▶ **Task directions**
Identify and copy all lines of the material where the string "size" is found.

▶ **Recorded data**
Start

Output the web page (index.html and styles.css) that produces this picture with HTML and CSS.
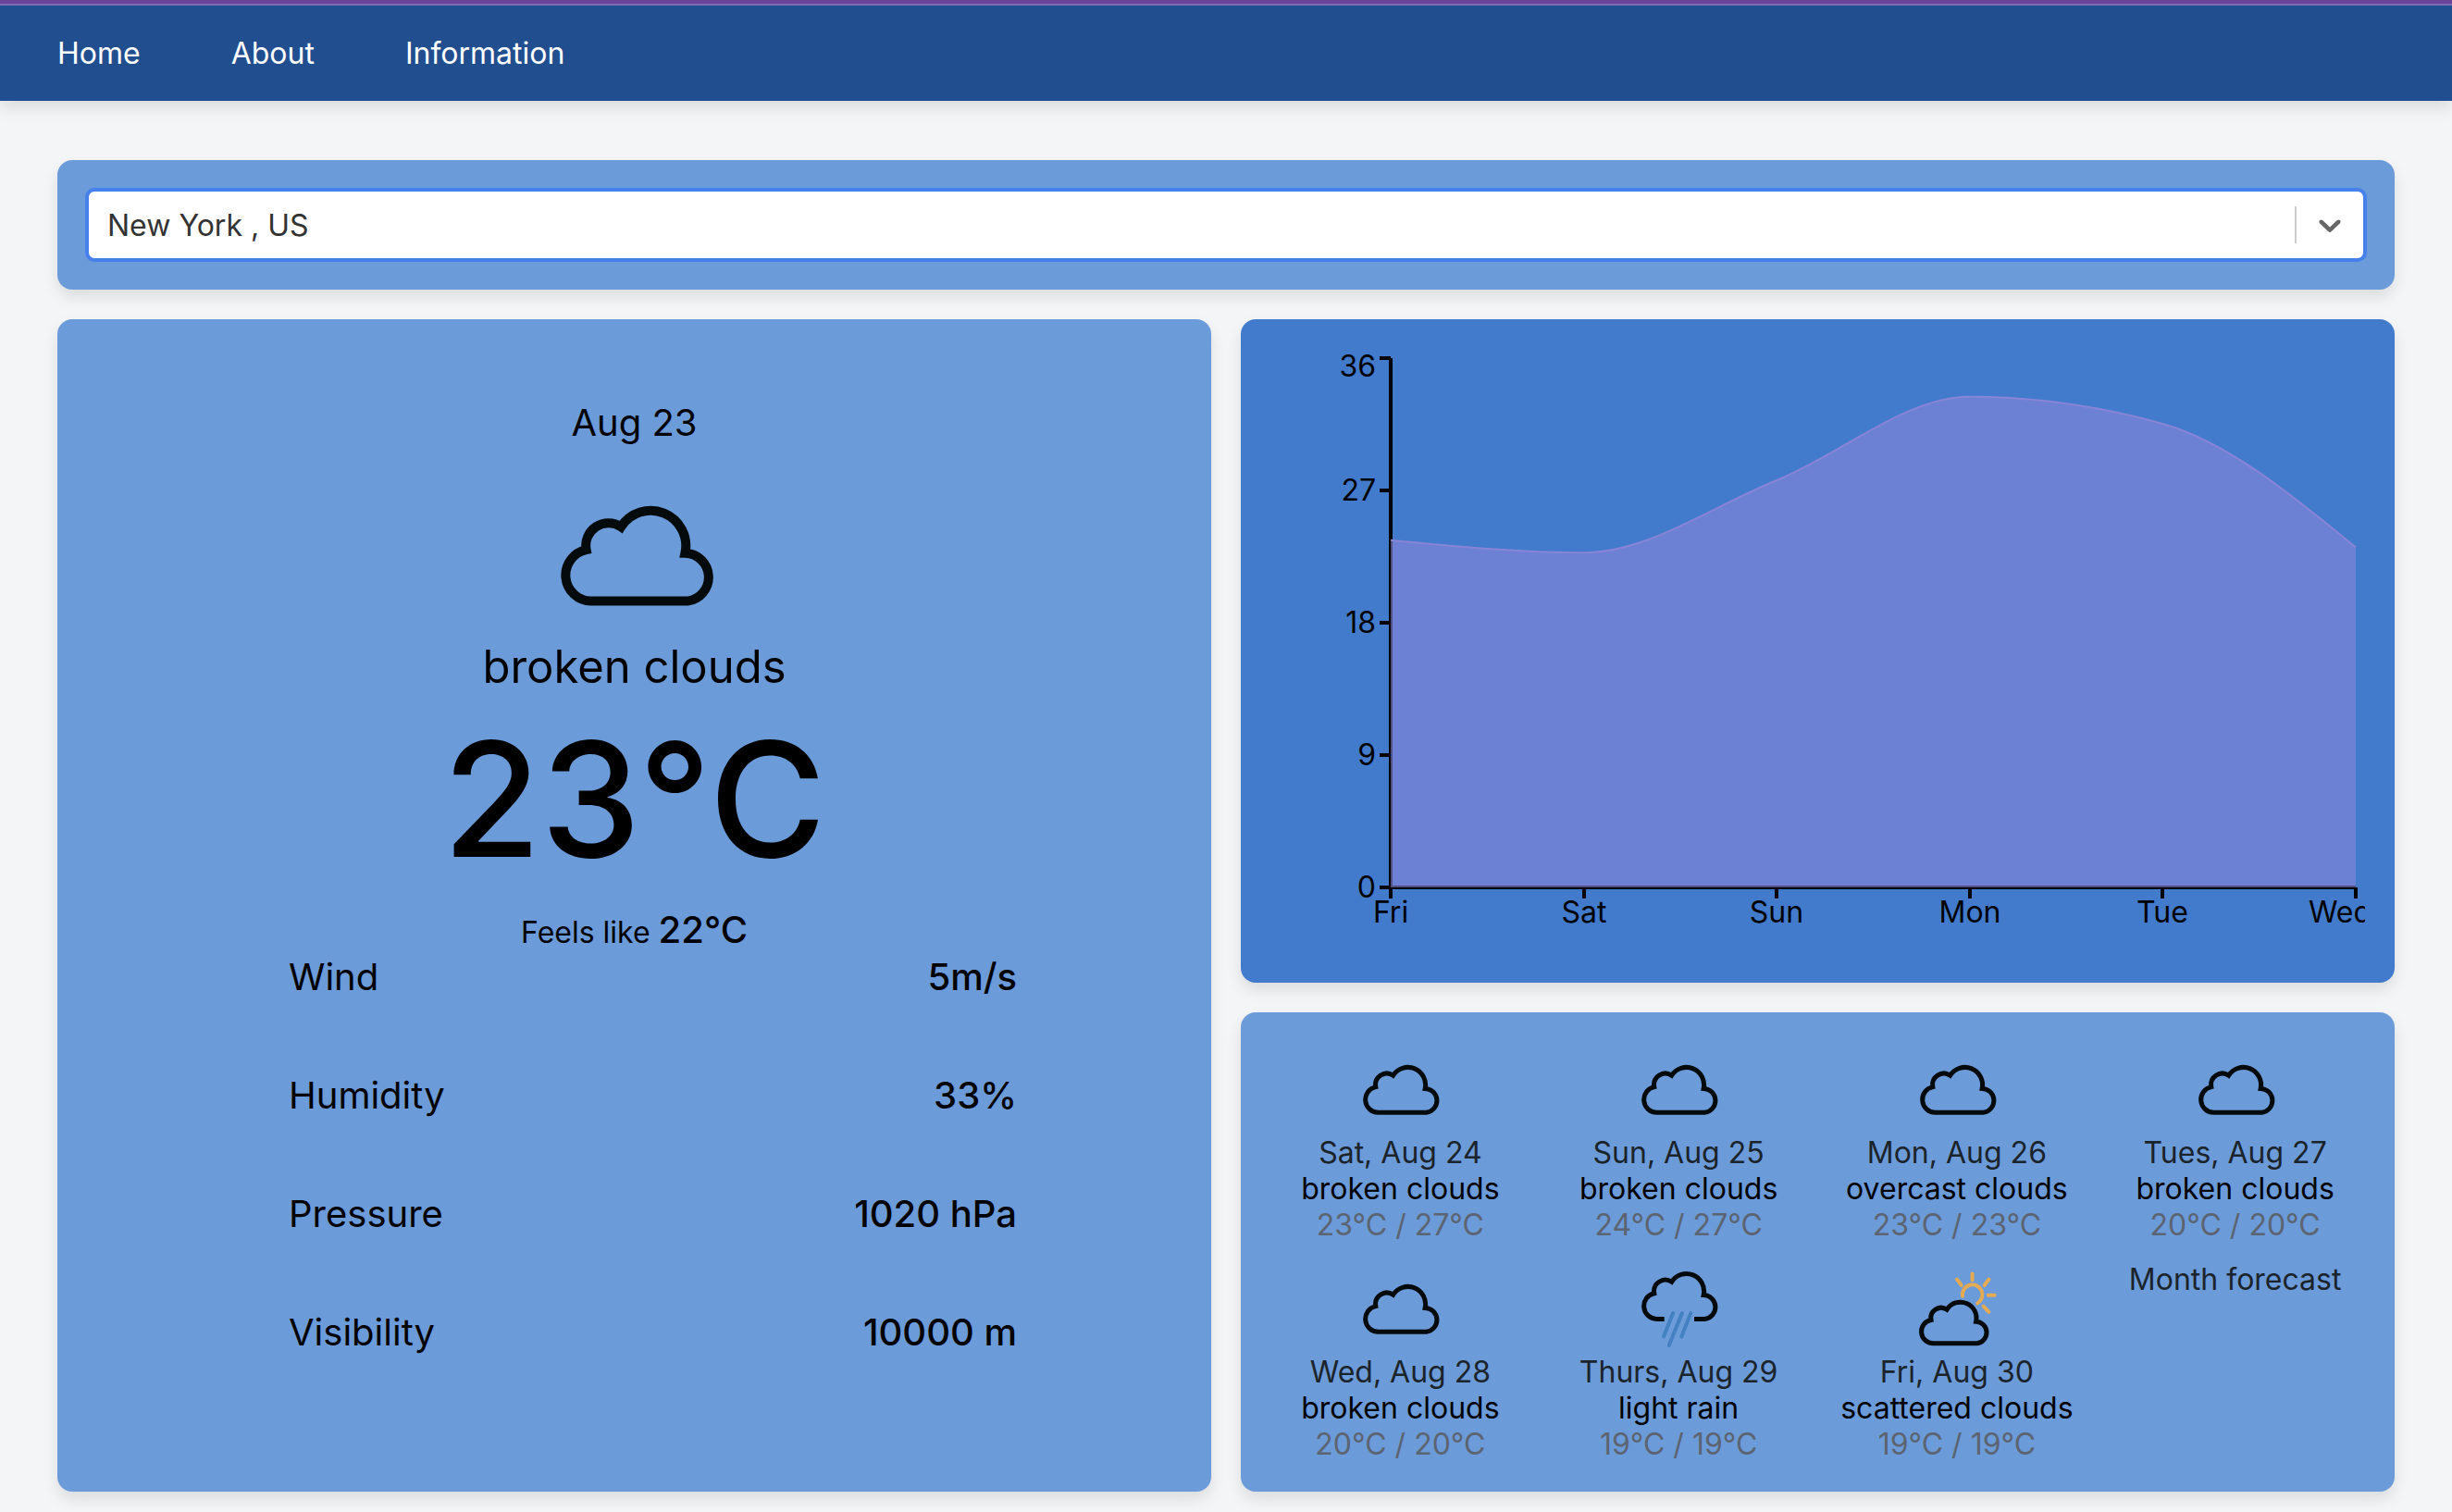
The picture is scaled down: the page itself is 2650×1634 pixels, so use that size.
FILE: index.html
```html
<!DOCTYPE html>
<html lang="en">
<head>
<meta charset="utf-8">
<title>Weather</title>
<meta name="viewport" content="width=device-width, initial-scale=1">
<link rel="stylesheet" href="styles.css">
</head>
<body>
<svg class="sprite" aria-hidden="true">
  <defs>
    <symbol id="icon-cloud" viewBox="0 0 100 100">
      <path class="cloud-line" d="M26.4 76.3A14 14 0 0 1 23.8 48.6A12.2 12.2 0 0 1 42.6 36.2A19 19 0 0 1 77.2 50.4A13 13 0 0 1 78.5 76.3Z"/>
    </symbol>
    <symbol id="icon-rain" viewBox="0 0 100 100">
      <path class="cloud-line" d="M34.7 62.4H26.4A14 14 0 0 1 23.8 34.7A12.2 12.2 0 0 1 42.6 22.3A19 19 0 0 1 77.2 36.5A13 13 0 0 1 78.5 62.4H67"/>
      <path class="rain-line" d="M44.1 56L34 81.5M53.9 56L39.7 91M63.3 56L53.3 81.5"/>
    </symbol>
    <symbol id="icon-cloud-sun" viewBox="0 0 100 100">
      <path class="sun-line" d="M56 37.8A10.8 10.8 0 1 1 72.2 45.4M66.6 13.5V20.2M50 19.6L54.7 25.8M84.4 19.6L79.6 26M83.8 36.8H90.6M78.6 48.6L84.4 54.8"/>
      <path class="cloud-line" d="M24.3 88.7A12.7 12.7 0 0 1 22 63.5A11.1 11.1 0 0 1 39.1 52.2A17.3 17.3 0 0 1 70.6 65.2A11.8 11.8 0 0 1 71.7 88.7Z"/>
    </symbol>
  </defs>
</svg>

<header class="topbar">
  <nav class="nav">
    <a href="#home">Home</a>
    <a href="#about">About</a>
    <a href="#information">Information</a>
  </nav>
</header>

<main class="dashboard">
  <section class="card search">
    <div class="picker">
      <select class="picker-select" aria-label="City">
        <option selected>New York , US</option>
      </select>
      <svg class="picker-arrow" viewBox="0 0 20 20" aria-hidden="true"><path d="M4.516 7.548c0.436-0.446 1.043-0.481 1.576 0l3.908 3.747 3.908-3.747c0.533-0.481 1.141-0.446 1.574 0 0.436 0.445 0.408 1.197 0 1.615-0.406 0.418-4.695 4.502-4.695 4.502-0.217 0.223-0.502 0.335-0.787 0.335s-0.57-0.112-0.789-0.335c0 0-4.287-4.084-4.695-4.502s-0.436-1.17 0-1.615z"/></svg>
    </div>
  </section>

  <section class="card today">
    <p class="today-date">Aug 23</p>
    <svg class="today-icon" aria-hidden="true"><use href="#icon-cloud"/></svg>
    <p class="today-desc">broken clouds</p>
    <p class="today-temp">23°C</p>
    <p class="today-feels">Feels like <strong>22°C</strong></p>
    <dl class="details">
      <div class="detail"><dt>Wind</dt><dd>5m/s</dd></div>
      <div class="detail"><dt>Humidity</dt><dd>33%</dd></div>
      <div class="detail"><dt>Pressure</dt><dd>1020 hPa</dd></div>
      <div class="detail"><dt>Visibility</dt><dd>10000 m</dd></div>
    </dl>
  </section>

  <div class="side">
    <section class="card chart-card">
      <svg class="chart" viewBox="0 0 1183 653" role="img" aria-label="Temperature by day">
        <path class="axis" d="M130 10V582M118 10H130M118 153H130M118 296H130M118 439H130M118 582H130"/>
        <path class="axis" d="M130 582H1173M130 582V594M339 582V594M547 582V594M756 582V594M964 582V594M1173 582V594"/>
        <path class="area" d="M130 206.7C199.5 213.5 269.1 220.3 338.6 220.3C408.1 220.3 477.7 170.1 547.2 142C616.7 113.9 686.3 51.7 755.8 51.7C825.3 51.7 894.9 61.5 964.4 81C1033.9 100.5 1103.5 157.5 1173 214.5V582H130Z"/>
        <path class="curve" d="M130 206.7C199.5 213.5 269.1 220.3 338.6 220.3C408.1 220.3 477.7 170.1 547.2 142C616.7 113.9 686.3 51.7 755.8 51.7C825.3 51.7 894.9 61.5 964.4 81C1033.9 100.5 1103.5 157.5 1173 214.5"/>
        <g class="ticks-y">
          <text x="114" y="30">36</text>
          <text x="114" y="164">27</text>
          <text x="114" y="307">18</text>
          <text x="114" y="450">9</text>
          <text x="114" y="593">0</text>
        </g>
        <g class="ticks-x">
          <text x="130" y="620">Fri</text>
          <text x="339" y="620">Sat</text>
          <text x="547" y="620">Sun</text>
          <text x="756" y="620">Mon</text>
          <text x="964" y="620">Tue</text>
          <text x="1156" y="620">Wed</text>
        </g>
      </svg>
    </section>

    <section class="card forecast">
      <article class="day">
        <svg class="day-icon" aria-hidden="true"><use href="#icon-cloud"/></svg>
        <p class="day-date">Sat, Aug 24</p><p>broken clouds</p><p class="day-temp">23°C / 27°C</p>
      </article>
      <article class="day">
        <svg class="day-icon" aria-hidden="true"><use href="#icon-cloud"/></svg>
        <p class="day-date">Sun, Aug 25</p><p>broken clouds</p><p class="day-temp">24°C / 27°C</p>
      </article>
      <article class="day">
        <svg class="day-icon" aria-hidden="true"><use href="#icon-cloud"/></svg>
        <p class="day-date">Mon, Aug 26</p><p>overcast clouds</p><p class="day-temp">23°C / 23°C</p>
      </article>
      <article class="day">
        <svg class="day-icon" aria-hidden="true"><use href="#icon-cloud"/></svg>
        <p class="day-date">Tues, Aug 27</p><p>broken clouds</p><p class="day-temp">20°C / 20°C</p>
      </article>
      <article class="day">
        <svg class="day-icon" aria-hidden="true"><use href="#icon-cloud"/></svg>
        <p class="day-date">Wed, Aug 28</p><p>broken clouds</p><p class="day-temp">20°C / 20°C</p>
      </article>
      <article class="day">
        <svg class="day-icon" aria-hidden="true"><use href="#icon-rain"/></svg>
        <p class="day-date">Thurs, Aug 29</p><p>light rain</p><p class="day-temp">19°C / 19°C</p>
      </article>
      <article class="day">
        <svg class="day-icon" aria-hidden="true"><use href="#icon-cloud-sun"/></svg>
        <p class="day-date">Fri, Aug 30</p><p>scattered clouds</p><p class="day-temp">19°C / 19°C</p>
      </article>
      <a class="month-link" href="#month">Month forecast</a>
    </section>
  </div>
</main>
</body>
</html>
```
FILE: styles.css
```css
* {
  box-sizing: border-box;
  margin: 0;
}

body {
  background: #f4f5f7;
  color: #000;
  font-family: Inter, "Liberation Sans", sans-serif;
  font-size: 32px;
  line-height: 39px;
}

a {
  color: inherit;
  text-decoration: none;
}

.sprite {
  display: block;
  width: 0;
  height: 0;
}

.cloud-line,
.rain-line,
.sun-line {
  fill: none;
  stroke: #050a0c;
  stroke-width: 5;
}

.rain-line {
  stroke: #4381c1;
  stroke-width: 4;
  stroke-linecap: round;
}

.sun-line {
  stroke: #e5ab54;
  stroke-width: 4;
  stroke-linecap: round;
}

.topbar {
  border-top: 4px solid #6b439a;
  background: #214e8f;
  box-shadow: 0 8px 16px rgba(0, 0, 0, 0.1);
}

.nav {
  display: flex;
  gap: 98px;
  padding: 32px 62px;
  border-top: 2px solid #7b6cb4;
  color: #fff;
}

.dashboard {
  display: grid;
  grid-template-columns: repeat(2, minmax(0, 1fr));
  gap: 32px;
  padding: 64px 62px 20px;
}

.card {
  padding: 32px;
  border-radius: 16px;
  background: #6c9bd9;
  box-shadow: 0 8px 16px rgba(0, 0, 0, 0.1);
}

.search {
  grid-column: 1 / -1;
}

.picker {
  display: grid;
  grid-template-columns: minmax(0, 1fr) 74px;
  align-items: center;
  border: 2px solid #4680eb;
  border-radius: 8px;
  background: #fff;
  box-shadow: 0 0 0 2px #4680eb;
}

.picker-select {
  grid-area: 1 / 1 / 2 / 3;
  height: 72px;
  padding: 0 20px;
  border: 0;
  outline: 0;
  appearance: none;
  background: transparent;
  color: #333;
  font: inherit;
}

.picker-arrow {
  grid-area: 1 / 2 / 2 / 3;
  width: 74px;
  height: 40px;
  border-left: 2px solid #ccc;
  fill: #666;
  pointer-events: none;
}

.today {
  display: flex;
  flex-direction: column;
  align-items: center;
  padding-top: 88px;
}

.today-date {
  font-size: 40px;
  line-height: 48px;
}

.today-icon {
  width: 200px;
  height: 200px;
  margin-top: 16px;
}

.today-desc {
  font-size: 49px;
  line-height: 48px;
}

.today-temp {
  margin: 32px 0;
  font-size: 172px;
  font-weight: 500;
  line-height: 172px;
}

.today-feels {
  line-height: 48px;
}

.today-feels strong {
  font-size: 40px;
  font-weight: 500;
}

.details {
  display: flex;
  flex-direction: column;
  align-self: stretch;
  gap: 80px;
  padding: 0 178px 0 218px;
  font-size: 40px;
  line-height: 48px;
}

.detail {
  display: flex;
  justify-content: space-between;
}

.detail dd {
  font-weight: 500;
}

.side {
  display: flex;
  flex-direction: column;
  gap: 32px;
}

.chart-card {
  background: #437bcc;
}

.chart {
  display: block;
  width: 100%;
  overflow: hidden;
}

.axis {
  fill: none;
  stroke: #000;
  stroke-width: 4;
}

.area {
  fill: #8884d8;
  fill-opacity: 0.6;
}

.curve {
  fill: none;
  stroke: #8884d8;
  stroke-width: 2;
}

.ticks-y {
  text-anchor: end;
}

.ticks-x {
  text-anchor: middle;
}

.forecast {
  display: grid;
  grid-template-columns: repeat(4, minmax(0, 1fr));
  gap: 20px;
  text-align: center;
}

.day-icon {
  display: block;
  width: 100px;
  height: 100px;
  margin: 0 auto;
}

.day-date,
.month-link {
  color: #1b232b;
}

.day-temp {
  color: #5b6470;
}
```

End

▶ **Worked solution**
The picture is scaled down: the page itself is 2650×1634 pixels, so use that size.
  font-size: 32px;
  font-size: 40px;
  font-size: 49px;
  font-size: 172px;
  font-size: 40px;
  font-size: 40px;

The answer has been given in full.